Alfredo Casero se ha convertido en un personaje estridente, casi siempre escandaloso. Incluso, ha tenido que pedir disculpas públicas por afirmaciones bastante cuestionables, pero, su última discusión con el periodista Luis Majul, debería poner en debate el rol del periodismo en general.

Casero imputó a Majul que no escuchaba. Y no lo escuchaba. Pero no solamente Majul no escucha, la mayoría de los periodistas/entrevistadores no escuchan. Apenas prestan atención al entrevistado en búsqueda de un repregunta que lleve al interlocutor adonde el periodista quiere ir.

No es un secreto que la gente ya no nos cree, que así como en todas las encuestas, la credibilidad en las instituciones está devaluada, también lo está la de los comunicadores públicos. Y alguna vez deberíamos analizar el porque, antes que sea tarde.

Es cierto que todo aquel que intente llevar un mensaje desde un lugar de autoridad, ha perdido penetración en la gente. Políticos, sindicalistas, empresarios y periodistas. La pontificación como propietarios de "la verdad" nos ha llevado a ese sitial. La información sesgada y perfilada a nuestro antojo, ya es percibida con relativa facilidad por el público. Y esa mecánica, hace que, incluso cuando no sea nuestra intención jugar ese rol, estemos bajo un manto de sospecha.

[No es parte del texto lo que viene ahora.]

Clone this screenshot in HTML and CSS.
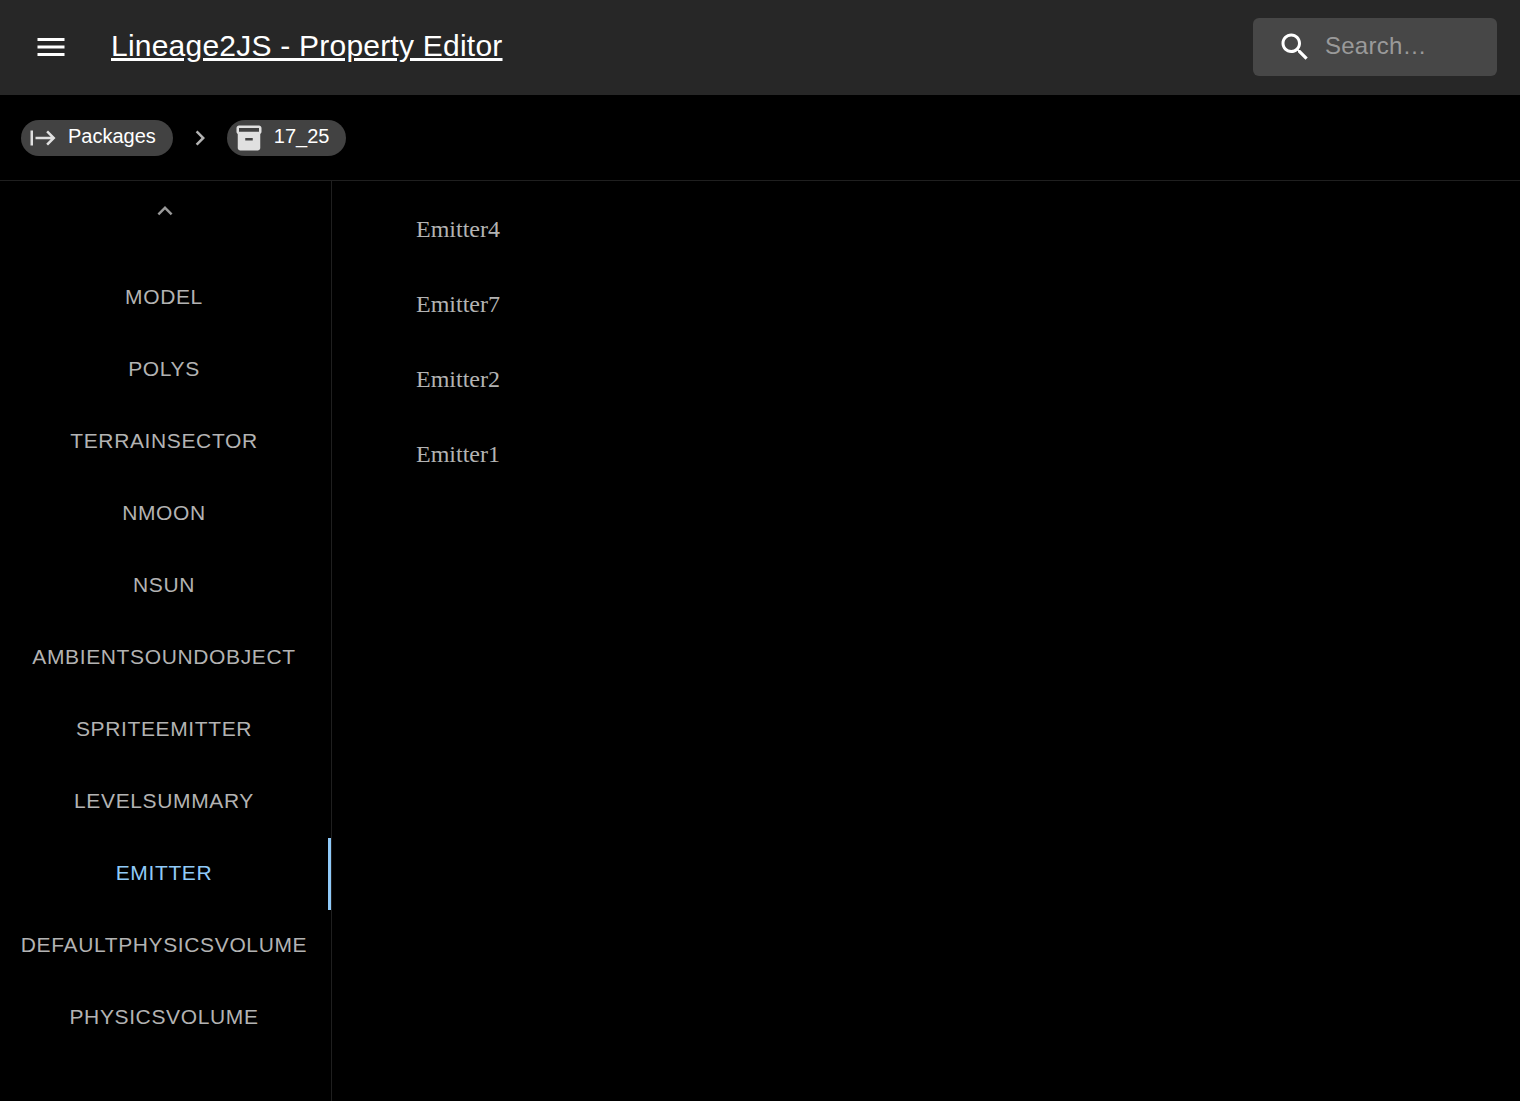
FILE: index.html
```html
<!DOCTYPE html>
<html lang="en">
<head>
  <meta charset="utf-8">
  <meta name="viewport" content="width=device-width, initial-scale=1">
  <title>Lineage2JS - Property Editor</title>
  <link rel="stylesheet" href="styles.css">
</head>
<body>
  <div class="app">
    <header class="app-bar">
      <button class="menu-button" type="button" aria-label="Open drawer">
        <svg class="icon icon-large" viewBox="0 0 24 24" aria-hidden="true"><path d="M3 18h18v-2H3v2zm0-5h18v-2H3v2zm0-7v2h18V6H3z"/></svg>
      </button>
      <a class="title" href="#">Lineage2JS - Property Editor</a>
      <label class="search">
        <svg class="icon icon-large" viewBox="0 0 24 24" aria-hidden="true"><path d="M15.5 14h-.79l-.28-.27C15.41 12.59 16 11.11 16 9.5 16 5.91 13.09 3 9.5 3S3 5.91 3 9.5 5.91 16 9.5 16c1.61 0 3.09-.59 4.23-1.57l.27.28v.79l5 4.99L20.49 19l-4.99-5zm-6 0C7.01 14 5 11.99 5 9.5S7.01 5 9.5 5 14 7.01 14 9.5 11.99 14 9.5 14z"/></svg>
        <input class="search-input" type="text" placeholder="Search…" aria-label="search">
      </label>
    </header>

    <nav class="breadcrumbs" aria-label="breadcrumb">
      <a class="chip" href="#">
        <svg class="icon" viewBox="0 0 24 24" aria-hidden="true"><path d="M14.59 7.41 18.17 11H6v2h12.17l-3.59 3.59L16 18l6-6-6-6-1.41 1.41zM2 6v12h2V6H2z"/></svg>
        <span>Packages</span>
      </a>
      <svg class="icon separator" viewBox="0 0 24 24" aria-hidden="true"><path d="M10 6 8.59 7.41 13.17 12l-4.58 4.59L10 18l6-6z"/></svg>
      <a class="chip" href="#">
        <svg class="icon" viewBox="0 0 24 24" aria-hidden="true"><path d="M20 2H4c-1 0-2 .9-2 2v3.01c0 .72.43 1.34 1 1.69V20c0 1.1 1.1 2 2 2h14c.9 0 2-.9 2-2V8.7c.57-.35 1-.97 1-1.69V4c0-1.1-1-2-2-2zm-5 12H9v-2h6v2zm5-7H4V4h16v3z"/></svg>
        <span>17_25</span>
      </a>
    </nav>

    <div class="workspace">
      <aside class="sidebar">
        <button class="scroll-button" type="button" aria-label="Scroll up">
          <svg class="icon" viewBox="0 0 24 24" aria-hidden="true"><path d="M7.41 15.41 12 10.83l4.59 4.58L18 14l-6-6-6 6z"/></svg>
        </button>
        <div class="tabs" role="tablist" aria-orientation="vertical">
          <button class="tab" type="button" role="tab">Model</button>
          <button class="tab" type="button" role="tab">Polys</button>
          <button class="tab" type="button" role="tab">TerrainSector</button>
          <button class="tab" type="button" role="tab">NMoon</button>
          <button class="tab" type="button" role="tab">NSun</button>
          <button class="tab" type="button" role="tab">AmbientSoundObject</button>
          <button class="tab" type="button" role="tab">SpriteEmitter</button>
          <button class="tab" type="button" role="tab">LevelSummary</button>
          <button class="tab tab-selected" type="button" role="tab" aria-selected="true">Emitter</button>
          <button class="tab" type="button" role="tab">DefaultPhysicsVolume</button>
          <button class="tab" type="button" role="tab">PhysicsVolume</button>
        </div>
      </aside>

      <main class="content">
        <ul class="objects">
          <li class="object">Emitter4</li>
          <li class="object">Emitter7</li>
          <li class="object">Emitter2</li>
          <li class="object">Emitter1</li>
        </ul>
      </main>
    </div>
  </div>
</body>
</html>
```

FILE: styles.css
```css
* {
  box-sizing: border-box;
}

body {
  margin: 0;
  background: #000;
  color: #fff;
  font-family: "Liberation Sans", Arial, sans-serif;
}

button {
  border: 0;
  padding: 0;
  background: transparent;
  color: inherit;
  font-family: inherit;
  cursor: pointer;
}

.app {
  display: flex;
  flex-direction: column;
  min-height: 100vh;
}

.icon {
  display: block;
  flex: none;
  width: 30px;
  height: 30px;
  fill: currentColor;
}

.icon-large {
  width: 36px;
  height: 36px;
}

/* App bar */

.app-bar {
  display: flex;
  align-items: center;
  padding: 18px 23px 19px 15px;
  background: #272727;
}

.menu-button {
  margin-right: 24px;
  padding: 0 18px;
}

.title {
  padding-bottom: 2px;
  color: #fff;
  font-size: 30px;
  line-height: 48px;
  letter-spacing: 0.0075em;
  white-space: nowrap;
}

.search {
  display: flex;
  align-items: center;
  gap: 12px;
  width: 244px;
  height: 58px;
  margin-left: auto;
  padding: 0 12px 0 24px;
  border-radius: 6px;
  background: #474747;
}

.search-input {
  flex: 1;
  min-width: 0;
  border: 0;
  padding: 0 0 2px;
  outline: 0;
  background: transparent;
  color: #fff;
  font: 24px "Liberation Sans", Arial, sans-serif;
  letter-spacing: 0.01em;
}

.search-input::placeholder {
  color: #9a9a9a;
}

/* Breadcrumbs */

.breadcrumbs {
  display: flex;
  align-items: center;
  gap: 12px;
  padding: 25px 21px 24px;
  border-bottom: 1px solid #1f1f1f;
}

.chip {
  display: flex;
  align-items: center;
  gap: 10px;
  height: 36px;
  padding: 0 17px 0 7px;
  border-radius: 18px;
  background: #424242;
  color: #fff;
  font-size: 20px;
  line-height: 24px;
  text-decoration: none;
}

.chip .icon {
  color: #e0e0e0;
}

.chip span {
  padding-bottom: 4px;
}

.separator {
  color: #b3b3b3;
}

/* Workspace */

.workspace {
  display: flex;
  flex: 1;
}

.sidebar {
  display: flex;
  flex: none;
  flex-direction: column;
  width: 332px;
  border-right: 1px solid #1f1f1f;
}

.scroll-button {
  display: flex;
  align-items: center;
  justify-content: center;
  height: 60px;
  padding-right: 2px;
  color: #999;
}

.tabs {
  display: flex;
  flex-direction: column;
  padding-top: 21px;
}

.tab {
  height: 72px;
  padding-bottom: 2px;
  border-right: 3px solid transparent;
  color: #b3b3b3;
  font-size: 21px;
  letter-spacing: 0.03em;
  text-transform: uppercase;
}

.tab-selected {
  border-color: #90caf9;
  color: #90caf9;
}

.content {
  flex: 1;
  min-width: 0;
  padding: 11px 36px 12px 84px;
}

.objects {
  margin: 0;
  padding: 0;
  list-style: none;
}

.object {
  color: #b3b3b3;
  font-family: "Liberation Serif", "Times New Roman", serif;
  font-size: 24px;
  line-height: 75px;
}
```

No escuchamos. No chequeamos. La desesperada voracidad por la primicia nos hace "matar" a Cacho Fontana dos veces por año, siguiendo desesperadamente el tuit de un ignoto.

Llegar unos segundos antes que la competencia, en la era digital, es una idiotez. Nadie va a poder distinguir quien tuvo la primicia, como si ocurría cuando teníamos que esperar a la tapa de los diarios y determinada información aparecía en uno pero no en el resto. Pasaba todo un día, hasta que la competencia pudiese hablar de la noticia. Pero ¿hoy?. Es irrelevante. Es preferible que la información este bien chequeada, la historia cuente con detalles mas jugosos, y que esté mejor o peor titulada. Pero la corrida es infructuosa, ridícula.

Asimismo, los periodistas nos hemos transformado en "opinólogos" o como se gusta decir ahora, para sumar títulos rimbombantes a nuestra actividad: "formadores de opinión". No comunicamos, no informamos, formamos opinión, ¡epa!. Ese lugar nos coloca en una posición de soberbia sinceramente irritante. La propiedad de la verdad de quien forma opinión no solo nos desdibuja, sino que genera rechazo social.

El periodista, el entrevistador, ya hace tiempo, se siente mas importante que el entrevistado. Sus preguntas son mas relevantes (y a veces mas largas) que las respuestas y entramos casi siempre, irremediablemente, en el terreno del ridículo. Estamos mas cerca de las ambiciones personales de una vedette del Maipo de los '70 que de las de un ganador del Pulitzer. Queremos ser convocados a fiestas y ágapes, formar parte del círculo de poder y no contar sus realidades.

Un día, nos convertimos en aspirantes a estrellas del mundo del espectáculo y dejamos de ser comunicadores. Dejamos de informar. Queremos influir y de ser posible, ver nuestros nombres y fotos en las marquesinas de la calle Corrientes. Bajar una escalera empinada con tacones aguja y recibir aplausos. Posar con el embajador de Chechenia, o subir a nuestro Instagram una imagen con el cuatro de Boca que metió el gol de treinta metros o declararnos amigos de Pampita.

La tendencia parece ser histórica. Escribió Mariano Moreno en La Gazeta de Buenos Ayres: "Seamos, una vez, menos partidarios de nuestras envejecidas opiniones; tengamos menos amor propio; dése acceso a la verdad y a la introducción de las luces y de la ilustración: no se reprima la inocente libertad de pensar en asuntos del interés universal". Algo empezaba a quedar claro para el geniecito del sur.

Es una simple observación, así parece ser que se nos ve, no solamente Casero, sino los ciudadanos en general que, en definitiva son el público al que deberíamos informar y claramente, ese público no está satisfecho.